By Leah Nelson, Appleseed Research Director

As Alabama struggles to contain Covid-19, the illness caused by the novel coronavirus that has gripped the world’s attention since January, law enforcement officials and judges across the state have taken bold steps to prioritize public health over punishment by slowing arrests for low-level offenses and releasing from jails individuals who are not a danger to the community.

The results have been extraordinary. Between January and late April, at least 13 counties shrank their jail populations by more than a quarter, according to the Prison Policy Initiative. Baldwin and Houston counties, both notorious for their tough-on-crime conservatism, each reduced their jail population by about a third. Alabama’s largest county, Jefferson, with a jail capacity of 1,200, dropped its population below 650.

These counties’ decisive action has likely saved lives. Nationally, prisons and jails have been hotspots for the virus’ spread. That’s certainly true in Tuscaloosa, which on May 21 acknowledged that 21 inmates and one employee at its jail had tested positive for the virus, even as the city overall saw a 35% increase in the number of cases.

Yet instead of responding by releasing low-level offenders from what could easily become a literal death trap, Tuscaloosa’s police chief has announced plans to round up and jail more people.              Though crime is down in the city, Chief Brent Blankley – who since his appointment in February has overseen roundups of low-level offenders including 116 misdemeanor arrests – announced  this week about a plan to “take our streets back.”

Among other things, he plans to increase traffic stops by buying tint meters. In Tuscaloosa, the crime of “Improper Window Tint” carries a penalty of $182. It also gives police an excuse to pull people over, often leading to additional financial penalties, vehicle searches, arrest, and incarceration for things such as unpaid traffic tickets or marijuana possession.

Blankley’s plan, dubbed “Operation Safe Streets,” is being rolled out as Tuscaloosa’s streets are stalked by a silent, invisible killer that has disproportionately haunted black lives in Alabama and across the country. Although Alabama’s population is about 27% black, 42% of confirmed cases of Covid-19 are within the black population, according to the Alabama Department of Public Health.
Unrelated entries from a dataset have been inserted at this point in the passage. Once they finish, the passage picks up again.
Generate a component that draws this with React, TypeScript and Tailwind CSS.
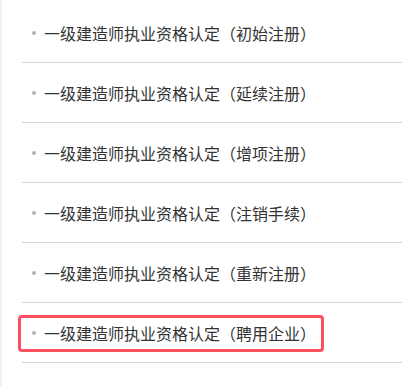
const items = [
  "初始注册",
  "延续注册",
  "增项注册",
  "注销手续",
  "重新注册",
  "聘用企业",
];

export default function App() {
  return (
    <div className="flex h-[386px] w-[402px] bg-white font-['Noto_Sans_CJK_SC','Noto_Sans',sans-serif]">
      <div className="w-[2px] shrink-0 bg-[#f2f2f2]" />
      <ul className="ml-[20px] flex-1 pt-[3px]">
        {items.map((name, i) => (
          <li
            key={name}
            className="relative flex h-[60px] items-center border-b border-[#d6d6d6] pl-[10px]"
          >
            <span className="h-[4px] w-[4px] shrink-0 rounded-full bg-[#b3b3b3]" />
            <a className="ml-[8px] text-[16px] leading-none text-[#333333] [text-spacing-trim:space-all]">
              一级建造师执业资格认定（{name}）
            </a>
            {i === items.length - 1 && (
              <span className="pointer-events-none absolute left-[-4px] top-[12px] h-[37px] w-[306px] rounded-[4px] border-[3px] border-[#fd4f5f]" />
            )}
          </li>
        ))}
      </ul>
    </div>
  );
}
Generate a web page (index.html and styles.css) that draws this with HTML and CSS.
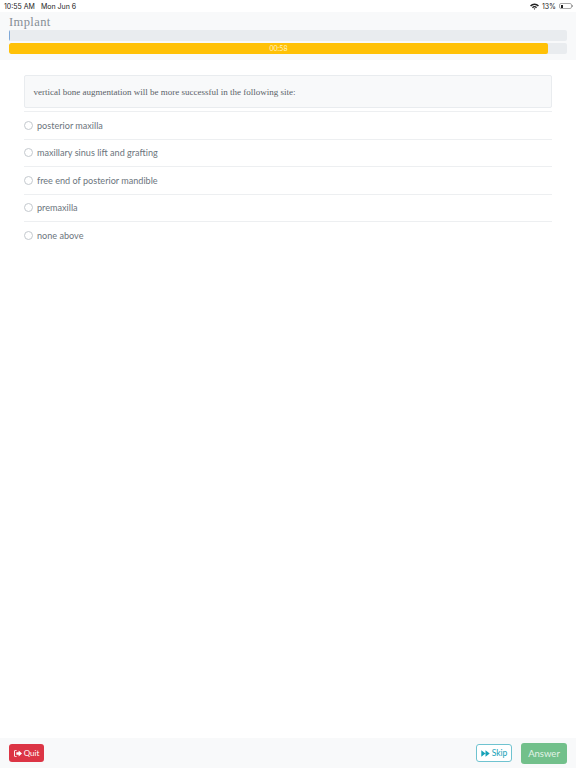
FILE: index.html
```html
<!DOCTYPE html>
<html lang="en">

<head>
    <meta charset="UTF-8" />
    <meta name="viewport" content="width=device-width, initial-scale=1.0" />
    <title>Implant</title>
    <link rel="stylesheet" href="styles.css">
</head>

<body>
    <div class="wrapper">
        <div class="status-bar">
            <div class="status-left">
                <span>10:55 AM</span>
                <span>Mon Jun 6</span>
            </div>
            <div class="status-right">
                <svg class="wifi" viewBox="0 0 16 12" width="9" height="7">
                    <path d="M0 4 A11 11 0 0 1 16 4 L14 6 A8 8 0 0 0 2 6 Z" fill="#222" />
                    <path d="M3.5 7.2 A6 6 0 0 1 12.500 7.200 L10.700 9 A3.600 3.600 0 0 0 5.300 9 Z" fill="#222" />
                    <path d="M6.500 10 A2.200 2.200 0 0 1 9.500 10 L8 11.800 Z" fill="#222" />
                </svg>
                <span>13%</span>
                <div class="battery">
                    <div class="battery-level"></div>
                </div>
            </div>
        </div>

        <!-- Header -->
        <div class="header">
            <div class="title">Implant</div>
            <div class="progress progress-question">
                <div class="progress-bar-blue"></div>
            </div>
            <div class="progress">
                <div class="progress-bar-time">00:58</div>
            </div>
        </div>

        <!-- Question -->
        <div class="content">
            <div class="question">vertical bone augmentation will be more successful in the following site:</div>
            <ul class="options">
                <li><span class="radio"></span>posterior maxilla</li>
                <li><span class="radio"></span>maxillary sinus lift and grafting</li>
                <li><span class="radio"></span>free end of posterior mandible</li>
                <li><span class="radio"></span>premaxilla</li>
                <li><span class="radio"></span>none above</li>
            </ul>
        </div>

        <!-- Footer -->
        <div class="footer">
            <button class="btn btn-quit">
                <svg viewBox="0 0 12 10" width="8" height="7">
                    <path d="M4 0 H1.500 Q0 0 0 1.500 V8.500 Q0 10 1.500 10 H4 V8.600 H1.400 V1.400 H4 Z" fill="#fff" />
                    <path d="M7 0.500 L12 5 L7 9.500 V7 H3.500 V3 H7 Z" fill="#fff" />
                </svg>
                Quit
            </button>
            <div class="footer-right">
                <button class="btn btn-skip">
                    <svg viewBox="0 0 12 10" width="9" height="7">
                        <path d="M0 0.500 L6 5 L0 9.500 Z M6 0.500 L12 5 L6 9.500 Z" fill="#17a2b8" />
                    </svg>
                    Skip
                </button>
                <button class="btn btn-answer">Answer</button>
            </div>
        </div>
    </div>
</body>

</html>
```

FILE: styles.css
```css
* {
    box-sizing: border-box;
}

html,
body {
    margin: 0;
    padding: 0;
    background: #ffffff;
    height: 100%;
    overflow: hidden;
}

.wrapper {
    display: flex;
    flex-direction: column;
    height: 768px;
    font-family: "Lato", "Open Sans", sans-serif;
}

.status-bar {
    display: flex;
    justify-content: space-between;
    align-items: center;
    height: 12px;
    padding: 0 3px 0 4px;
    font-family: "Inter", sans-serif;
    font-size: 7px;
    color: #222;
}

.status-left {
    display: flex;
    gap: 6px;
}

.status-right {
    display: flex;
    align-items: center;
    gap: 3px;
}

.battery {
    position: relative;
    width: 13px;
    height: 6px;
    margin-right: 1px;
    border: 1px solid #aaa;
    border-radius: 2px;
    padding: 0.500px;
}

.battery::after {
    content: "";
    position: absolute;
    top: 1px;
    right: -2px;
    width: 1px;
    height: 2px;
    background: #aaa;
}

.battery-level {
    width: 2px;
    height: 100%;
    background: #222;
}

.header {
    background: #f8f9fa;
    height: 48px;
    padding: 2px 9px 0;
}

.title {
    font-family: "Liberation Serif", serif;
    font-size: 12.500px;
    line-height: 16px;
    color: #868e96;
    letter-spacing: 0.400px;
}

.progress {
    height: 11px;
    margin-bottom: 2px;
    background: #e9ecef;
    border-radius: 2px;
    overflow: hidden;
}

.progress-bar-blue {
    width: 1px;
    height: 100%;
    background: #7fa8d8;
}

.progress-bar-time {
    width: 539px;
    height: 100%;
    background: #ffc107;
    border-radius: 2px;
    color: #fff3c4;
    font-size: 7px;
    line-height: 11px;
    text-align: center;
}

.content {
    flex: 1;
    padding: 15px 24px 0;
}

.question {
    background: #f8f9fa;
    border: 1px solid #e9ecef;
    border-radius: 2px;
    height: 33px;
    padding: 0 8.500px;
    font-family: "Liberation Serif", serif;
    font-size: 9px;
    line-height: 32px;
    color: #5a6268;
}

.options {
    list-style: none;
    margin: 3px 0 0;
    padding: 0;
}

.options li {
    display: flex;
    align-items: center;
    gap: 4px;
    height: 27.500px;
    border-top: 1px solid #edeff1;
    font-size: 9.100px;
    color: #6c757d;
}

.radio {
    width: 9px;
    height: 9px;
    border: 1px solid #c4c9ce;
    border-radius: 50%;
    background: #ffffff;
}

.footer {
    display: flex;
    justify-content: space-between;
    align-items: center;
    height: 30px;
    padding: 0 9px;
    background: #f8f9fa;
}

.footer-right {
    display: flex;
    align-items: center;
    gap: 9px;
}

.btn {
    display: flex;
    align-items: center;
    justify-content: center;
    gap: 2px;
    border-radius: 3px;
    font-family: inherit;
    font-size: 8px;
    padding: 0;
}

.btn-quit {
    width: 35px;
    height: 18px;
    background: #dc3545;
    border: none;
    color: #fff;
}

.btn-skip {
    width: 36px;
    height: 18px;
    background: #fff;
    border: 1px solid #6fc3d0;
    color: #17a2b8;
    font-size: 8.500px;
}

.btn-answer {
    width: 46px;
    height: 21px;
    background: #72c08b;
    border: none;
    color: #e3f3e8;
    font-size: 9.500px;
}
```
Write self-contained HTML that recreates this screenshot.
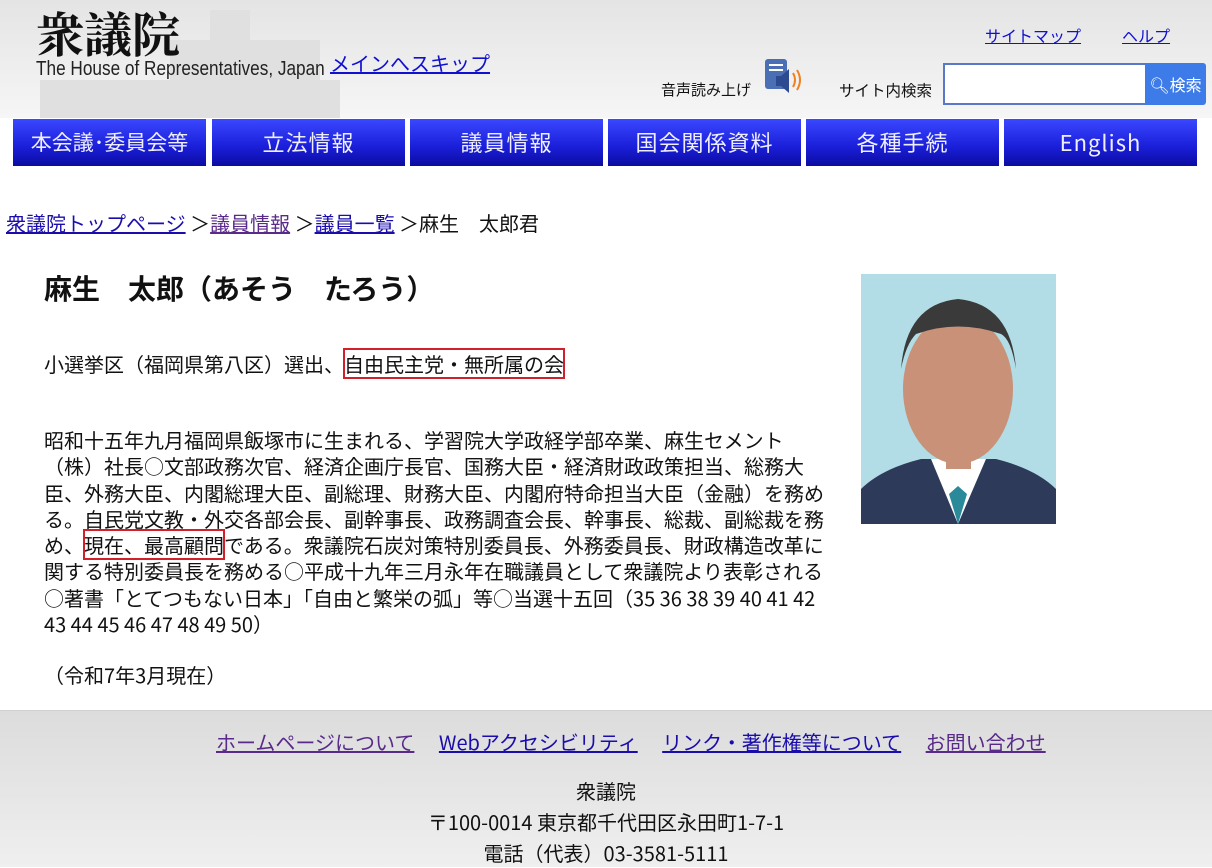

“Operation Safe Streets” also rolls out amid breathtaking reminders that black lives are also disproportionately taken by police and vigilante violence. Tuscaloosa has a history of racially biased  police practices. In 2016, the most recent year for which data is available, black residents were 4.1 times as likely as white residents to be arrested for possession of marijuana. This, in a college town; this, amid robust and longstanding evidence that white and black people use marijuana, and therefore possess it, at roughly the same rates.

In an America on edge – and in some places on fire – in response to the death in police custody of a Minneapolis man named George Floyd who told the police officer whose knee rested on his neck, “I can’t breathe,” Tuscaloosa’s police chief has decided the best use of public resources is tint meters that will in all likelihood be used to pull over, cite, arrest, and incarcerate black bodies in a jail that is riddled with a disease that has disproportionately sickened and killed them.

      Tuscaloosa should think hard about what kind of city it wants to be. Right now, it is the kind of city that brags of a plan to funnel residents with windows it deems too dark into a jail unable to protect them from a deadly pathogen. This plan endangers the lives of the people who are arrested, the police who take them into custody, jail employees, and the families and communities they return to.

Operation Safe Streets will put the people of Tuscaloosa in harm’s way. At a time when safe jails are out of reach, it is unconscionable.